Type out the complete listing below word for word, without its pictures.

** START **

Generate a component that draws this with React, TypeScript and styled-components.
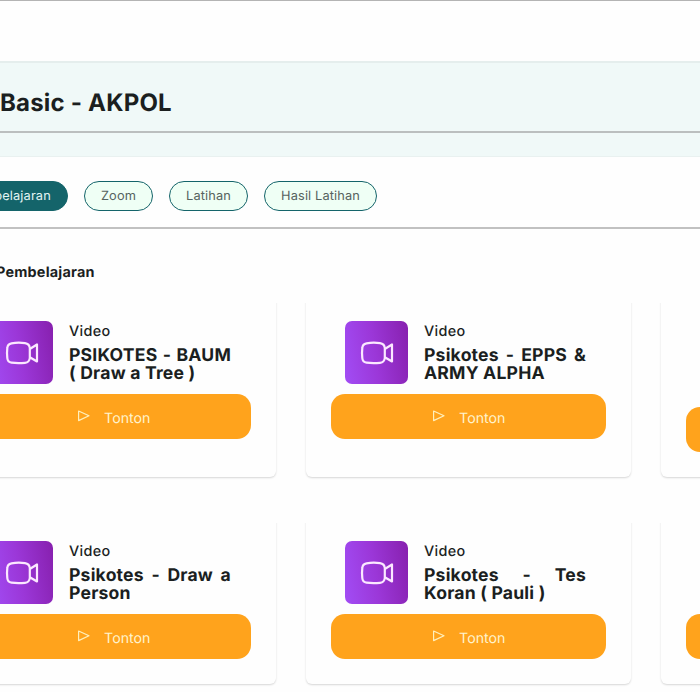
import React from "react";
import styled, { createGlobalStyle } from "styled-components";

const GlobalStyle = createGlobalStyle`
  *, *::before, *::after { box-sizing: border-box; }
  body {
    margin: 0;
    background: #fefefe;
    color: #1b1f1f;
    font-family: Inter, "Liberation Sans", sans-serif;
    text-rendering: geometricPrecision;
    overflow: hidden;
  }
  h1, h2, h3, p { margin: 0; }
`;

const Page = styled.div`
  width: 700px;
  height: 692px;
  overflow: hidden;
`;

const TopBar = styled.header`
  height: 61px;
  border-top: 1px solid #b4b4b4;
`;

const Banner = styled.section`
  height: 96px;
  background: #f0f9f8;
  border-top: 2px solid #e5eeed;
  border-bottom: 1px solid #e9f1f0;
`;

const BannerTitle = styled.div`
  height: 70px;
  padding-top: 24px;
  border-bottom: 2px solid #bbbfbf;
`;

const Title = styled.h1`
  font-size: 24px;
  line-height: 32px;
  font-weight: 750;
  letter-spacing: 0.2px;
  white-space: nowrap;
`;

const Tabs = styled.nav`
  display: flex;
  gap: 16px;
  height: 72px;
  padding-top: 24px;
  margin-left: -52px;
  border-bottom: 2px solid #c1c1c1;
`;

const Tab = styled.button<{ $width: number; $active?: boolean }>`
  flex: none;
  width: ${(p) => p.$width}px;
  height: 30px;
  padding: 1px 0 0 ${(p) => (p.$active ? 2 : 0)}px;
  border: 1px solid #14646a;
  border-radius: 15px;
  background: ${(p) => (p.$active ? "#14646a" : "#effff5")};
  color: ${(p) => (p.$active ? "#e3f4f3" : "#56635f")};
  font: 400 12.8px/20px Inter, sans-serif;
  letter-spacing: 0.12px;
  text-rendering: geometricPrecision;
`;

const Heading = styled.h2`
  margin: 34px 0 14px -4px;
  font-size: 14.4px;
  line-height: 20px;
  font-weight: 650;
  letter-spacing: 0.22px;
`;

const Grid = styled.main`
  display: grid;
  grid-template-columns: repeat(3, 325px);
  grid-template-rows: 180px 167px;
  gap: 40px 30px;
  width: 1035px;
  margin-left: -49px;
`;

const Card = styled.article`
  display: flex;
  flex-direction: column;
  padding: 24px 25px 0;
  border-radius: 6px;
  background: #fefefe;
  box-shadow: 0 0.5px 2px rgba(0, 0, 0, 0.16);
  clip-path: inset(6px -4px -4px -4px);
`;

const CardTop = styled.div<{ $height: number }>`
  display: flex;
  gap: 16px;
  height: ${(p) => p.$height}px;
  padding: 0 20px 0 14px;
`;

const Thumb = styled.div`
  display: grid;
  place-items: center;
  flex: none;
  width: 63px;
  height: 63px;
  border-radius: 7px;
  background: linear-gradient(80deg, #a24df5 0%, #9b37d8 48%, #8720ae 100%);
`;

const Info = styled.div`
  flex: 1;
  min-width: 0;
  padding-top: 1px;
`;

const Kind = styled.p`
  font-size: 14.4px;
  line-height: 20px;
  font-weight: 500;
  letter-spacing: 0.35px;
`;

const Name = styled.h3`
  margin-top: 5px;
  font-size: 17.6px;
  line-height: 18px;
  font-weight: 700;
  letter-spacing: 0.2px;
  text-align: justify;
`;

const Watch = styled.button`
  display: flex;
  align-items: center;
  justify-content: center;
  gap: 14px;
  height: 45px;
  padding: 0;
  border: 0;
  border-radius: 14px;
  background: #ffa31c;
  color: #fff3cd;
  font: 400 14.2px/20px Inter, sans-serif;
  text-rendering: geometricPrecision;

  svg { margin: -2px 0 0 0.5px; }
  span { padding-top: 5px; }
`;

const VideoIcon = () => (
  <svg width="34" height="26" viewBox="0 0 34 26" fill="none" stroke="#fbe8ff" strokeWidth="2.2" strokeLinejoin="round">
    <path d="M6.5 3.3Q13 2.2 20 3.1Q24.4 3.7 24.8 8V18Q24.4 22.3 20 22.8Q13 23.6 6.5 22.7Q2.6 22.1 2.3 18Q1.7 13 2.3 8Q2.6 4 6.5 3.3Z" />
    <path d="M24.8 9L32 4.5V21.5L24.8 17.2" />
  </svg>
);

const PlayIcon = () => (
  <svg width="13" height="12" viewBox="0 0 13 12" fill="none" stroke="#fff0bd" strokeWidth="1.2" strokeLinejoin="round">
    <path d="M1.6 1L12 5.7L1.6 10.6Z" />
  </svg>
);

const lessons = [
  { name: "PSIKOTES - BAUM ( Draw a Tree )", top: 73 },
  { name: "Psikotes - EPPS & ARMY ALPHA", top: 73 },
  { name: "", top: 86 },
  { name: "Psikotes - Draw a Person", top: 73 },
  { name: "Psikotes - Tes Koran ( Pauli )", top: 73 },
  { name: "", top: 73 },
];

export default function App() {
  return (
    <Page>
      <GlobalStyle />
      <TopBar />
      <Banner>
        <BannerTitle>
          <Title>Basic - AKPOL</Title>
        </BannerTitle>
      </Banner>
      <Tabs>
        <Tab $width={120} $active>Pembelajaran</Tab>
        <Tab $width={69}>Zoom</Tab>
        <Tab $width={79}>Latihan</Tab>
        <Tab $width={113}>Hasil Latihan</Tab>
      </Tabs>
      <Heading>Pembelajaran</Heading>
      <Grid>
        {lessons.map((lesson, i) => (
          <Card key={i}>
            <CardTop $height={lesson.top}>
              {lesson.name && (
                <>
                  <Thumb><VideoIcon /></Thumb>
                  <Info>
                    <Kind>Video</Kind>
                    <Name>{lesson.name}</Name>
                  </Info>
                </>
              )}
            </CardTop>
            <Watch>
              <PlayIcon />
              <span>Tonton</span>
            </Watch>
          </Card>
        ))}
      </Grid>
    </Page>
  );
}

** END **

• _Exercise result_:
Generate a component that draws this with React, TypeScript and styled-components.
import React from "react";
import styled, { createGlobalStyle } from "styled-components";

const GlobalStyle = createGlobalStyle`
  *, *::before, *::after { box-sizing: border-box; }
  body {
    margin: 0;
    background: #fefefe;
    color: #1b1f1f;
    font-family: Inter, "Liberation Sans", sans-serif;
    text-rendering: geometricPrecision;
    overflow: hidden;
  }
  h1, h2, h3, p { margin: 0; }
`;

const Page = styled.div`
  width: 700px;
  height: 692px;
  overflow: hidden;
`;

const TopBar = styled.header`
  height: 61px;
  border-top: 1px solid #b4b4b4;
`;

const Banner = styled.section`
  height: 96px;
  background: #f0f9f8;
  border-top: 2px solid #e5eeed;
  border-bottom: 1px solid #e9f1f0;
`;

const BannerTitle = styled.div`
  height: 70px;
  padding-top: 24px;
  border-bottom: 2px solid #bbbfbf;
`;

const Title = styled.h1`
  font-size: 24px;
  line-height: 32px;
  font-weight: 750;
  letter-spacing: 0.2px;
  white-space: nowrap;
`;

const Tabs = styled.nav`
  display: flex;
  gap: 16px;
  height: 72px;
  padding-top: 24px;
  margin-left: -52px;
  border-bottom: 2px solid #c1c1c1;
`;

const Tab = styled.button<{ $width: number; $active?: boolean }>`
  flex: none;
  width: ${(p) => p.$width}px;
  height: 30px;
  padding: 1px 0 0 ${(p) => (p.$active ? 2 : 0)}px;
  border: 1px solid #14646a;
  border-radius: 15px;
  background: ${(p) => (p.$active ? "#14646a" : "#effff5")};
  color: ${(p) => (p.$active ? "#e3f4f3" : "#56635f")};
  font: 400 12.8px/20px Inter, sans-serif;
  letter-spacing: 0.12px;
  text-rendering: geometricPrecision;
`;

const Heading = styled.h2`
  margin: 34px 0 14px -4px;
  font-size: 14.4px;
  line-height: 20px;
  font-weight: 650;
  letter-spacing: 0.22px;
`;

const Grid = styled.main`
  display: grid;
  grid-template-columns: repeat(3, 325px);
  grid-template-rows: 180px 167px;
  gap: 40px 30px;
  width: 1035px;
  margin-left: -49px;
`;

const Card = styled.article`
  display: flex;
  flex-direction: column;
  padding: 24px 25px 0;
  border-radius: 6px;
  background: #fefefe;
  box-shadow: 0 0.5px 2px rgba(0, 0, 0, 0.16);
  clip-path: inset(6px -4px -4px -4px);
`;

const CardTop = styled.div<{ $height: number }>`
  display: flex;
  gap: 16px;
  height: ${(p) => p.$height}px;
  padding: 0 20px 0 14px;
`;

const Thumb = styled.div`
  display: grid;
  place-items: center;
  flex: none;
  width: 63px;
  height: 63px;
  border-radius: 7px;
  background: linear-gradient(80deg, #a24df5 0%, #9b37d8 48%, #8720ae 100%);
`;

const Info = styled.div`
  flex: 1;
  min-width: 0;
  padding-top: 1px;
`;

const Kind = styled.p`
  font-size: 14.4px;
  line-height: 20px;
  font-weight: 500;
  letter-spacing: 0.35px;
`;

const Name = styled.h3`
  margin-top: 5px;
  font-size: 17.6px;
  line-height: 18px;
  font-weight: 700;
  letter-spacing: 0.2px;
  text-align: justify;
`;

const Watch = styled.button`
  display: flex;
  align-items: center;
  justify-content: center;
  gap: 14px;
  height: 45px;
  padding: 0;
  border: 0;
  border-radius: 14px;
  background: #ffa31c;
  color: #fff3cd;
  font: 400 14.2px/20px Inter, sans-serif;
  text-rendering: geometricPrecision;

  svg { margin: -2px 0 0 0.5px; }
  span { padding-top: 5px; }
`;

const VideoIcon = () => (
  <svg width="34" height="26" viewBox="0 0 34 26" fill="none" stroke="#fbe8ff" strokeWidth="2.2" strokeLinejoin="round">
    <path d="M6.5 3.3Q13 2.2 20 3.1Q24.4 3.7 24.8 8V18Q24.4 22.3 20 22.8Q13 23.6 6.5 22.7Q2.6 22.1 2.3 18Q1.7 13 2.3 8Q2.6 4 6.5 3.3Z" />
    <path d="M24.8 9L32 4.5V21.5L24.8 17.2" />
  </svg>
);

const PlayIcon = () => (
  <svg width="13" height="12" viewBox="0 0 13 12" fill="none" stroke="#fff0bd" strokeWidth="1.2" strokeLinejoin="round">
    <path d="M1.6 1L12 5.7L1.6 10.6Z" />
  </svg>
);

const lessons = [
  { name: "PSIKOTES - BAUM ( Draw a Tree )", top: 73 },
  { name: "Psikotes - EPPS & ARMY ALPHA", top: 73 },
  { name: "", top: 86 },
  { name: "Psikotes - Draw a Person", top: 73 },
  { name: "Psikotes - Tes Koran ( Pauli )", top: 73 },
  { name: "", top: 73 },
];

export default function App() {
  return (
    <Page>
      <GlobalStyle />
      <TopBar />
      <Banner>
        <BannerTitle>
          <Title>Basic - AKPOL</Title>
        </BannerTitle>
      </Banner>
      <Tabs>
        <Tab $width={120} $active>Pembelajaran</Tab>
        <Tab $width={69}>Zoom</Tab>
        <Tab $width={79}>Latihan</Tab>
        <Tab $width={113}>Hasil Latihan</Tab>
      </Tabs>
      <Heading>Pembelajaran</Heading>
      <Grid>
        {lessons.map((lesson, i) => (
          <Card key={i}>
            <CardTop $height={lesson.top}>
              {lesson.name && (
                <>
                  <Thumb><VideoIcon /></Thumb>
                  <Info>
                    <Kind>Video</Kind>
                    <Name>{lesson.name}</Name>
                  </Info>
                </>
              )}
            </CardTop>
            <Watch>
              <PlayIcon />
              <span>Tonton</span>
            </Watch>
          </Card>
        ))}
      </Grid>
    </Page>
  );
}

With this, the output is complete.